Cash Contracts:  Cash contracts are the most straight forward, well known form of marketing for producers.  Cash contracts include the following priced sales.
            - Spot purchases across the scale
            - Sales for immediate delivery from the farm to elevator
            - Selling from stored bushels at elevator
            Forward Contracts:  Sales for delivery at a later point in time to the elevator.  

Storage:   Storage is simply keeping 100% of the price risk associated with ownership;  price is not fixed, basis is not fixed.  Title remains with seller until the grain is sold.  

Price Later or Delayed Pricing (DP) contract:  DP is an alternative under which title passes from the seller to the buyer upon delivery.  From a marketing perspective, this alternative function much like storage for the seller because price is not fixed nor is the basis.  The main difference is that the producer no longer has title to the grain.
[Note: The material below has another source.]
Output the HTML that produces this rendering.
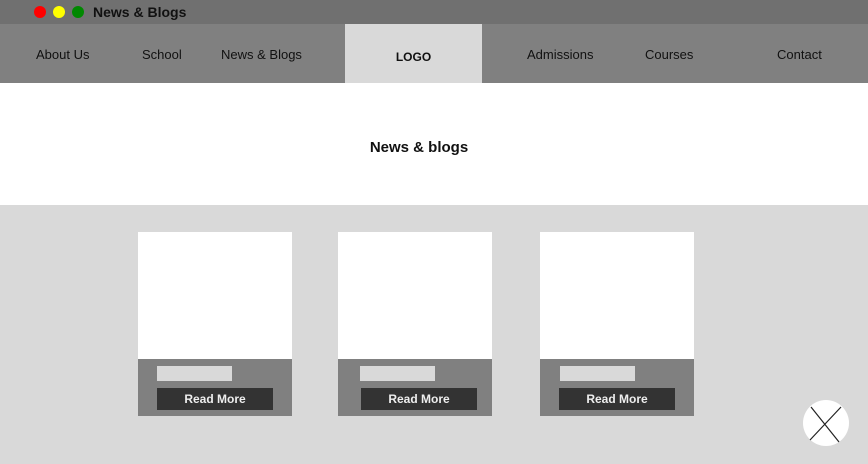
<!DOCTYPE html>
<html><head><style>
*{margin:0;padding:0;box-sizing:border-box}
body{width:868px;height:464px;position:relative;overflow:hidden;background:#d9d9d9;font-family:"Liberation Sans",sans-serif}
.a{position:absolute}
.nav{font-size:13px;color:#111;top:47px}
.card{position:absolute;top:232px;width:154px;height:184px;background:#fff}
.card .f{position:absolute;left:0;top:127px;width:154px;height:57px;background:#808080}
.lab{position:absolute;top:134px;width:75px;height:15px;background:#d9d9d9}
.btn{position:absolute;top:156px;width:116px;height:22px;background:#333;color:#eee;font-weight:bold;font-size:12px;text-align:center;line-height:22px}
</style></head><body>
<div class="a" style="left:0;top:0;width:868px;height:24px;background:#707070"></div>
<div class="a" style="left:34px;top:6px;width:12px;height:12px;border-radius:50%;background:#f00"></div>
<div class="a" style="left:53px;top:6px;width:12px;height:12px;border-radius:50%;background:#ff0"></div>
<div class="a" style="left:72px;top:6px;width:12px;height:12px;border-radius:50%;background:#080"></div>
<div class="a" style="left:93px;top:4px;font-size:14px;font-weight:bold;color:#111">News &amp; Blogs</div>
<div class="a" style="left:0;top:24px;width:868px;height:59px;background:#808080"></div>
<div class="a" style="left:345px;top:24px;width:137px;height:59px;background:#d9d9d9;text-align:center;line-height:66px;font-weight:bold;font-size:12px;color:#111">LOGO</div>
<div class="a nav" style="left:36px">About Us</div>
<div class="a nav" style="left:142px">School</div>
<div class="a nav" style="left:221px">News &amp; Blogs</div>
<div class="a nav" style="left:527px">Admissions</div>
<div class="a nav" style="left:645px">Courses</div>
<div class="a nav" style="left:777px">Contact</div>
<div class="a" style="left:0;top:83px;width:868px;height:122px;background:#fff"></div>
<div class="a" style="left:0;top:139px;width:838px;text-align:center;font-weight:bold;font-size:15px;color:#111">News &amp; blogs</div>
<div class="card" style="left:138px"><div class="f"></div><div class="lab" style="left:19px"></div><div class="btn" style="left:19px">Read More</div></div>
<div class="card" style="left:338px"><div class="f"></div><div class="lab" style="left:22px"></div><div class="btn" style="left:23px">Read More</div></div>
<div class="card" style="left:540px"><div class="f"></div><div class="lab" style="left:20px"></div><div class="btn" style="left:19px">Read More</div></div>
<svg class="a" style="left:780px;top:390px" width="88" height="74"><circle cx="46" cy="33" r="23" fill="#fff"/><path d="M31 17 L59 52 M61 17 L30 50" stroke="#222" stroke-width="1.2"/></svg>
</body></html>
Basis contracts:  Basis contracts are an advanced marketing alternative for the seller.  They allow the seller to capture a strong basis yet benefit from any increase in futures within the pricing time frame.  Basis is the difference between cash or contract price and CBOT futures.   Elevator will advance 80% of current value of contract at completion of delivery against the contract.  

Example:  Customer sees nearby basis on corn is at a historically high -10 cents versus the December Chicago Board of Trade futures.   Customer thinks that prior to harvest we could see a rally in corn futures but thinks by harvest, basis will weaken as they normally do on a seasonal basis.   Customer sells 5000 bushels at the -10 cent basis.   In 30 days the futures price has increased by 50 cents and basis has weaken to a more seasonal -25.   Customer sets futures to his basis contract and receives 15 cents more than if he were to do nothing prior to the rally.